Lessons from training deep models, part I

or: Lessons from Deep Reinforcement Learning (CS 295) Mini Project

I wrote these things at the height of our cramming for our CS 295 Mini-project last summer (March-April 2019). We were attempting to improve an image captioning model by training an agent to minimize the difference between the contexts (as provided by BERT, if I recall correctly) between the predicted caption and the ground truth caption.

This has lived in my notes since. Untouched. Even though I originally planned to rewrite to make the thoughts more complete. Reading it now, more than a year later, I can’t remember most of why I wrote these things, but I am laughing now at all my stress and frustrations back then. Hahaha.

May 9, 2019

DO NOT IGNORE UserWarnings!!! When it says it’s deprecated, IT’S DEPRECATED. Adjust your fucking code.
Google is a PASSIVE treasure trove. (It’s actually hard to get answers from people over at StackOverflow or elsewhere. Don’t take it for granted., or, idk.)
Do not underestimate the equations given in research papers. I ignored one equation because I thought it was unnecessary for the overall equation. I was wrong and wasted a few hours trying to make the network learn without that stupid softmax. (In hindsight, it’s pretty obvious and im just a dumb shit)
Good coding practices should be a mandatory course for ALL programmers. Being a researcher who never had a software engineering job should not be an excuse! Seeing source codes with 2-3 letter variable names corresponding to acronyms (or worse, equation indeces) are panic-inducing and NOT GOOD FOR THE HEART.
You’re not as smart as you are. DOUBLE (even triple) check every detail of your implementation. It’s easy to feel great everytime something works fine,
Just before full-on panicking when you get “stuck,” STAND UP AND WALK AROUND. Do something else. Make some tea. Listen to music, take a bath. Go for a run. Taking a moment to clear your head is VASTLY underestimated. Doing so removes you from the specific paradigm you were stuck in, removes you from your thought loops that inhibit you from reaching a solution. Doing so automatically resets your perspective, and it’s either you’ll suddenly realize what you’re missing or that when you get back to the problem, you’re on a fresh start.
Deep learning is not crammable. I repeat. DEEP LEARNING IS NOT CRAMMABLE! Trying to cram it induces anxiety and you’ll stress over the training metrics like an ultra-protective parent smothering its baby and not allowing it to grow to its potential. It’s easy to panic when you see it not behaving the way you want it to, but sometimes (or most of the time?) the best thing to do is leave it alone for a few epochs. Do not give in to the temptation to reset the network with tweaked hyperparameters or something. If you do this frequently, you’ll end up with so many restarts and no trained model at all. You risk losing the insight gained from a failed model, or worse, you just thought it wasn’t learning properly, but it actually was. And now you have to rerun it again after wasting precious training time! Guilty.

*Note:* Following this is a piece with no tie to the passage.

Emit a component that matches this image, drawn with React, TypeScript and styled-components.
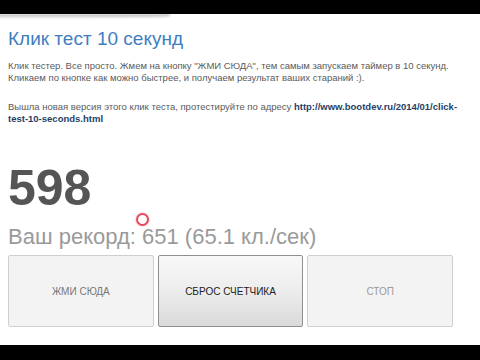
import React from "react";
import styled, { createGlobalStyle } from "styled-components";

const Global = createGlobalStyle`
  html, body { margin: 0; padding: 0; background: #fff; }
  body { font-family: "Liberation Sans", Arial, sans-serif; }
`;

const Frame = styled.div`
  position: relative;
  width: 480px;
  height: 360px;
  display: flex;
  flex-direction: column;
  overflow: hidden;
  background: #fff;
`;

const Bar = styled.div<{ $h: number; $shadow?: boolean }>`
  position: relative;
  flex: 0 0 ${(p) => p.$h}px;
  background: #000;
  &::after {
    content: "";
    display: ${(p) => (p.$shadow ? "block" : "none")};
    position: absolute;
    left: -10px;
    top: 100%;
    width: 180px;
    height: 5px;
    background: linear-gradient(rgba(0, 0, 0, 0.3), rgba(0, 0, 0, 0));
    border-radius: 0 0 60% 0;
    filter: blur(1px);
  }
`;

const Main = styled.main`
  flex: 1;
  padding: 14px 8px 0 8px;
  display: flex;
  flex-direction: column;
`;

const Title = styled.h1`
  margin: 0;
  font-weight: normal;
  font-size: 19px;
  line-height: 22px;
  color: #3e7ebf;
`;

const Para = styled.p`
  margin: 0;
  font-size: 9.5px;
  line-height: 12px;
  color: #5a5a5a;
  & + & {
    margin-top: 17px;
  }
  &:first-of-type {
    margin-top: 10px;
  }
`;

const Link = styled.a`
  color: #1f3f66;
  font-weight: bold;
  text-decoration: none;
`;

const Count = styled.div`
  margin-top: 38px;
  font-size: 50px;
  font-weight: bold;
  line-height: 50px;
  color: #555;
`;

const Record = styled.div`
  margin-top: 12px;
  font-size: 22px;
  line-height: 24px;
  color: #9a9a9a;
`;

const Buttons = styled.div`
  margin-top: 6px;
  width: 445px;
  display: grid;
  grid-template-columns: repeat(3, 1fr);
  gap: 4px;
`;

const Btn = styled.button<{ $variant: "start" | "reset" | "stop" }>`
  height: 72px;
  margin: 0;
  padding: 0;
  border-radius: 2px;
  font-family: "Liberation Sans", Arial, sans-serif;
  font-size: 10px;
  text-transform: uppercase;
  border: 1px solid ${(p) => (p.$variant === "reset" ? "#8f8f8f" : "#cfcfcf")};
  color: ${(p) =>
    p.$variant === "reset" ? "#222" : p.$variant === "start" ? "#777" : "#9a9a9a"};
  background: ${(p) =>
    p.$variant === "reset"
      ? "linear-gradient(#f8f8f8 0%, #eeeeee 45%, #dadada 100%)"
      : "#f3f3f3"};
`;

const Cursor = styled.div`
  position: absolute;
  left: 136px;
  top: 213px;
  width: 9px;
  height: 9px;
  border-radius: 50%;
  border: 2.5px solid #e5475f;
  box-shadow: 0 0 2px rgba(229, 71, 95, 0.6);
`;

export default function App() {
  return (
    <>
      <Global />
      <Frame>
        <Bar $h={14} $shadow />
        <Main>
          <Title>Клик тест 10 секунд</Title>
          <Para>
            Клик тестер. Все просто. Жмем на кнопку "ЖМИ СЮДА", тем самым запускаем таймер в 10 секунд.
            Кликаем по кнопке как можно быстрее, и получаем результат ваших стараний :).
          </Para>
          <Para>
            Вышла новая версия этого клик теста, протестируйте по адресу{" "}
            <Link href="#">
              http://www.bootdev.ru/2014/01/click-<wbr />test-10-seconds.html
            </Link>
          </Para>
          <Count>598</Count>
          <Record>Ваш рекорд: 651 (65.1 кл./сек)</Record>
          <Buttons>
            <Btn $variant="start">Жми сюда</Btn>
            <Btn $variant="reset">Сброс счетчика</Btn>
            <Btn $variant="stop">Стоп</Btn>
          </Buttons>
        </Main>
        <Bar $h={15} />
        <Cursor />
      </Frame>
    </>
  );
}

A short addition, some weeks later

For the midyear semester, I worked on a new mini-project to complete CS 298. And I know I wrote another note called “new lessons”, so I wanted to call this Part II. But it turns out I only wrote one bullet point, so…

August 11, 2019

WRITE A DRAFT OF THE PAPER BEFORE FINALIZING YOUR EXPERIMENTS

I could see the value in this, but I was too engrossed with the experiments that I ignored it. And after I finished the experiments, I still feel a bit confused with everything that I was doing. What’s this experiment for? What do I actually want to show? Why did I do this? Yes, I should have listened to my friend when he was raving about the benefits of writing some of the paper first… I learned (am learning) the hard way. I just started writing my paper, and doing so forced me to make my intentions clear, and let me iron out the variables for the experiments… (Yes, I’m redoing some of them…) Yes, it’s alright to run a few experiments just to test the waters, but before going all-in, it’s definitely better to write the Methodology section and map out a template for the Results and Discussion.